## Information supplied

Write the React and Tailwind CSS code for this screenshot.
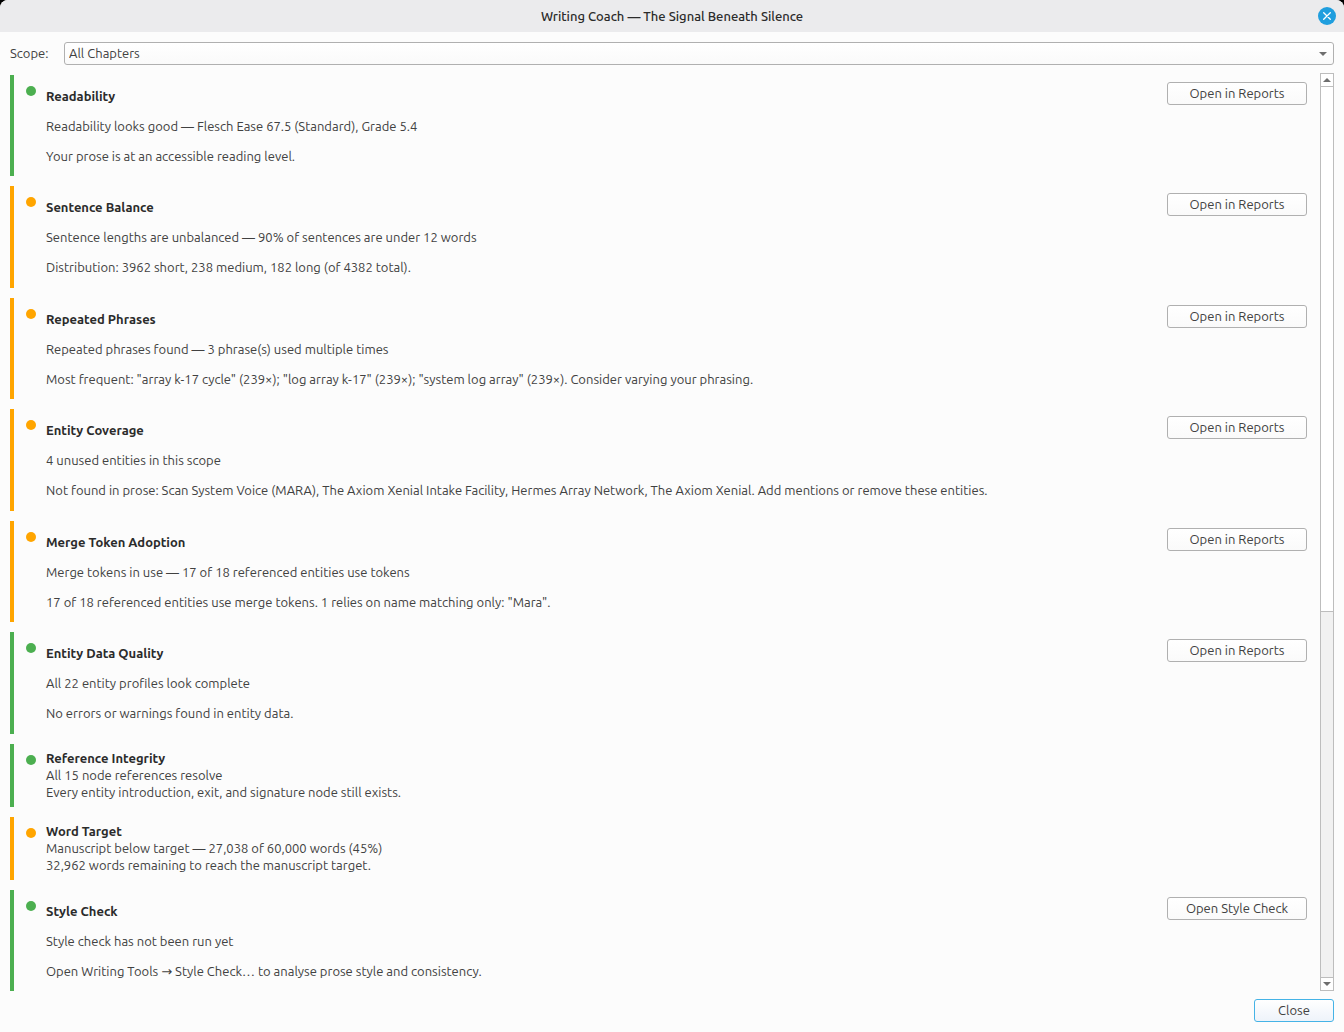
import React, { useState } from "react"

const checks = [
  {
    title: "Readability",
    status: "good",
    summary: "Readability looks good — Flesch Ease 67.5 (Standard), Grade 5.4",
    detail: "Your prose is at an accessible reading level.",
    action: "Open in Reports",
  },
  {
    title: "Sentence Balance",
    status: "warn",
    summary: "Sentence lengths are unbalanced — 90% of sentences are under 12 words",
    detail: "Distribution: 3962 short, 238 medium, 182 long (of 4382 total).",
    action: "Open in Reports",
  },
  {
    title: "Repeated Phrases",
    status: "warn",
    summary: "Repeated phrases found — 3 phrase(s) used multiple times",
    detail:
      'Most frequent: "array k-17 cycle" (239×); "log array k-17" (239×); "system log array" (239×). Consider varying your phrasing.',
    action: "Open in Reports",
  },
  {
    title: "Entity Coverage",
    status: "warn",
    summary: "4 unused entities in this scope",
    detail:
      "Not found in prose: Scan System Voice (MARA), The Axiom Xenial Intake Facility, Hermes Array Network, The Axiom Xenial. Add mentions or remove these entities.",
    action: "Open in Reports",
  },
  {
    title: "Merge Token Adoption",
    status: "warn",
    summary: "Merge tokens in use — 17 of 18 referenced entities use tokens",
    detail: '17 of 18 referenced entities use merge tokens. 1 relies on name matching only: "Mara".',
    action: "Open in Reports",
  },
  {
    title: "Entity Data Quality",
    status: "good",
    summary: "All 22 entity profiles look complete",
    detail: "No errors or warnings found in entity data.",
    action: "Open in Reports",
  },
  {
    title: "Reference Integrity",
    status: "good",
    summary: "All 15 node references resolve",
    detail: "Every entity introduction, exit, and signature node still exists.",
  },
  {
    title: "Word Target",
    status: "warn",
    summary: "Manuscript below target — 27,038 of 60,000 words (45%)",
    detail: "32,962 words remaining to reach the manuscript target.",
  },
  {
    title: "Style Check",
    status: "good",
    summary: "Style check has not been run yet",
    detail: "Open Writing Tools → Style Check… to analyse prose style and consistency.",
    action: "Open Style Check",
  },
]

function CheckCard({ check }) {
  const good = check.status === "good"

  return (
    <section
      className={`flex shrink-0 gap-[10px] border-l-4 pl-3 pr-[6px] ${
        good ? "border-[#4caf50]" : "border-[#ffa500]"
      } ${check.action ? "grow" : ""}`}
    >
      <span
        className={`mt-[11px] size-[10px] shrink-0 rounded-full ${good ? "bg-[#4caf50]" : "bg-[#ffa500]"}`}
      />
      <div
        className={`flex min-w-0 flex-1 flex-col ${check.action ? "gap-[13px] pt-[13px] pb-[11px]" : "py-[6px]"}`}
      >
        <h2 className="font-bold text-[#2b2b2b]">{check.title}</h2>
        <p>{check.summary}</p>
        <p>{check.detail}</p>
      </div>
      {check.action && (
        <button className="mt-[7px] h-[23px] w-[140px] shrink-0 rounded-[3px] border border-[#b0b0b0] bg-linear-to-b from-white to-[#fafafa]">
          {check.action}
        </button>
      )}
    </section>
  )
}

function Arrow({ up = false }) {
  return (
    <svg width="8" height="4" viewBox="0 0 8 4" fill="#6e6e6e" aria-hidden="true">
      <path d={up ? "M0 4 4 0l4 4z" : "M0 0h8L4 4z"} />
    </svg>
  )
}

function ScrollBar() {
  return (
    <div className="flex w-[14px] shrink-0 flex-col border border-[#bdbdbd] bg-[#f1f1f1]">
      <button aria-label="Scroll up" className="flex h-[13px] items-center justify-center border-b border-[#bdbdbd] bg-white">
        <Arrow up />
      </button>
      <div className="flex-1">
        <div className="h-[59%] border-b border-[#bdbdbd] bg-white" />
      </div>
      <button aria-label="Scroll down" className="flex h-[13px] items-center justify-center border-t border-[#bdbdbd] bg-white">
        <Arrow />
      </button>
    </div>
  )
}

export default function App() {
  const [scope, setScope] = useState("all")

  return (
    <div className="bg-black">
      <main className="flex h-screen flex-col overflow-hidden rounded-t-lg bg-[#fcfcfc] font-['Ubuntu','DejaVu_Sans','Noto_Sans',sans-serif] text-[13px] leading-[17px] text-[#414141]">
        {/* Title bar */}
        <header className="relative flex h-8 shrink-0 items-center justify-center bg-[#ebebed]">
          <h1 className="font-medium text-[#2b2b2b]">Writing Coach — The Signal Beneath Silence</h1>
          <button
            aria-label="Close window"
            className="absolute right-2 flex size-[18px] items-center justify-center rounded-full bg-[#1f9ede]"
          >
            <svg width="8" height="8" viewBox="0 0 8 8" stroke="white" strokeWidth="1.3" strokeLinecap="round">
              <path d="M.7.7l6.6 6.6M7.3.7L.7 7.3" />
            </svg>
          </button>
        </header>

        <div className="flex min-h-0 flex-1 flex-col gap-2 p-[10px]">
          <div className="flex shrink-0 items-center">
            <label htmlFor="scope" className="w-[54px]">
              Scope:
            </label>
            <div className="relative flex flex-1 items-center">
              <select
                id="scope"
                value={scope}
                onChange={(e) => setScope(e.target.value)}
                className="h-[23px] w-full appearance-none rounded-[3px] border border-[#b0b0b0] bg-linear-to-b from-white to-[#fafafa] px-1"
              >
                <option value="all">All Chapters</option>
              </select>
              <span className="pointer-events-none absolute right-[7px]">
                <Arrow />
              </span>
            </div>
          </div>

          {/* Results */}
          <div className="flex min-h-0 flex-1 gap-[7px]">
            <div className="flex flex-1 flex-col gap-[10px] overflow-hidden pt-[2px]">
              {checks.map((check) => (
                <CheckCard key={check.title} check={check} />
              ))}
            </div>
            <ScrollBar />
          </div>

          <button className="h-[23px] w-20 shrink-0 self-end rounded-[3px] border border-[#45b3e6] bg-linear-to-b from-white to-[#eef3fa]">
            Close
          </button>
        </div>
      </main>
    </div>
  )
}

## Task objective
Each line of the data should be quoted exactly, with pictures left out.

## Worked answer
Write the React and Tailwind CSS code for this screenshot.
import React, { useState } from "react"

const checks = [
  {
    title: "Readability",
    status: "good",
    summary: "Readability looks good — Flesch Ease 67.5 (Standard), Grade 5.4",
    detail: "Your prose is at an accessible reading level.",
    action: "Open in Reports",
  },
  {
    title: "Sentence Balance",
    status: "warn",
    summary: "Sentence lengths are unbalanced — 90% of sentences are under 12 words",
    detail: "Distribution: 3962 short, 238 medium, 182 long (of 4382 total).",
    action: "Open in Reports",
  },
  {
    title: "Repeated Phrases",
    status: "warn",
    summary: "Repeated phrases found — 3 phrase(s) used multiple times",
    detail:
      'Most frequent: "array k-17 cycle" (239×); "log array k-17" (239×); "system log array" (239×). Consider varying your phrasing.',
    action: "Open in Reports",
  },
  {
    title: "Entity Coverage",
    status: "warn",
    summary: "4 unused entities in this scope",
    detail:
      "Not found in prose: Scan System Voice (MARA), The Axiom Xenial Intake Facility, Hermes Array Network, The Axiom Xenial. Add mentions or remove these entities.",
    action: "Open in Reports",
  },
  {
    title: "Merge Token Adoption",
    status: "warn",
    summary: "Merge tokens in use — 17 of 18 referenced entities use tokens",
    detail: '17 of 18 referenced entities use merge tokens. 1 relies on name matching only: "Mara".',
    action: "Open in Reports",
  },
  {
    title: "Entity Data Quality",
    status: "good",
    summary: "All 22 entity profiles look complete",
    detail: "No errors or warnings found in entity data.",
    action: "Open in Reports",
  },
  {
    title: "Reference Integrity",
    status: "good",
    summary: "All 15 node references resolve",
    detail: "Every entity introduction, exit, and signature node still exists.",
  },
  {
    title: "Word Target",
    status: "warn",
    summary: "Manuscript below target — 27,038 of 60,000 words (45%)",
    detail: "32,962 words remaining to reach the manuscript target.",
  },
  {
    title: "Style Check",
    status: "good",
    summary: "Style check has not been run yet",
    detail: "Open Writing Tools → Style Check… to analyse prose style and consistency.",
    action: "Open Style Check",
  },
]

function CheckCard({ check }) {
  const good = check.status === "good"

  return (
    <section
      className={`flex shrink-0 gap-[10px] border-l-4 pl-3 pr-[6px] ${
        good ? "border-[#4caf50]" : "border-[#ffa500]"
      } ${check.action ? "grow" : ""}`}
    >
      <span
        className={`mt-[11px] size-[10px] shrink-0 rounded-full ${good ? "bg-[#4caf50]" : "bg-[#ffa500]"}`}
      />
      <div
        className={`flex min-w-0 flex-1 flex-col ${check.action ? "gap-[13px] pt-[13px] pb-[11px]" : "py-[6px]"}`}
      >
        <h2 className="font-bold text-[#2b2b2b]">{check.title}</h2>
        <p>{check.summary}</p>
        <p>{check.detail}</p>
      </div>
      {check.action && (
        <button className="mt-[7px] h-[23px] w-[140px] shrink-0 rounded-[3px] border border-[#b0b0b0] bg-linear-to-b from-white to-[#fafafa]">
          {check.action}
        </button>
      )}
    </section>
  )
}

function Arrow({ up = false }) {
  return (
    <svg width="8" height="4" viewBox="0 0 8 4" fill="#6e6e6e" aria-hidden="true">
      <path d={up ? "M0 4 4 0l4 4z" : "M0 0h8L4 4z"} />
    </svg>
  )
}

function ScrollBar() {
  return (
    <div className="flex w-[14px] shrink-0 flex-col border border-[#bdbdbd] bg-[#f1f1f1]">
      <button aria-label="Scroll up" className="flex h-[13px] items-center justify-center border-b border-[#bdbdbd] bg-white">
        <Arrow up />
      </button>
      <div className="flex-1">
        <div className="h-[59%] border-b border-[#bdbdbd] bg-white" />
      </div>
      <button aria-label="Scroll down" className="flex h-[13px] items-center justify-center border-t border-[#bdbdbd] bg-white">
        <Arrow />
      </button>
    </div>
  )
}

export default function App() {
  const [scope, setScope] = useState("all")

  return (
    <div className="bg-black">
      <main className="flex h-screen flex-col overflow-hidden rounded-t-lg bg-[#fcfcfc] font-['Ubuntu','DejaVu_Sans','Noto_Sans',sans-serif] text-[13px] leading-[17px] text-[#414141]">
        {/* Title bar */}
        <header className="relative flex h-8 shrink-0 items-center justify-center bg-[#ebebed]">
          <h1 className="font-medium text-[#2b2b2b]">Writing Coach — The Signal Beneath Silence</h1>
          <button
            aria-label="Close window"
            className="absolute right-2 flex size-[18px] items-center justify-center rounded-full bg-[#1f9ede]"
          >
            <svg width="8" height="8" viewBox="0 0 8 8" stroke="white" strokeWidth="1.3" strokeLinecap="round">
              <path d="M.7.7l6.6 6.6M7.3.7L.7 7.3" />
            </svg>
          </button>
        </header>

        <div className="flex min-h-0 flex-1 flex-col gap-2 p-[10px]">
          <div className="flex shrink-0 items-center">
            <label htmlFor="scope" className="w-[54px]">
              Scope:
            </label>
            <div className="relative flex flex-1 items-center">
              <select
                id="scope"
                value={scope}
                onChange={(e) => setScope(e.target.value)}
                className="h-[23px] w-full appearance-none rounded-[3px] border border-[#b0b0b0] bg-linear-to-b from-white to-[#fafafa] px-1"
              >
                <option value="all">All Chapters</option>
              </select>
              <span className="pointer-events-none absolute right-[7px]">
                <Arrow />
              </span>
            </div>
          </div>

          {/* Results */}
          <div className="flex min-h-0 flex-1 gap-[7px]">
            <div className="flex flex-1 flex-col gap-[10px] overflow-hidden pt-[2px]">
              {checks.map((check) => (
                <CheckCard key={check.title} check={check} />
              ))}
            </div>
            <ScrollBar />
          </div>

          <button className="h-[23px] w-20 shrink-0 self-end rounded-[3px] border border-[#45b3e6] bg-linear-to-b from-white to-[#eef3fa]">
            Close
          </button>
        </div>
      </main>
    </div>
  )
}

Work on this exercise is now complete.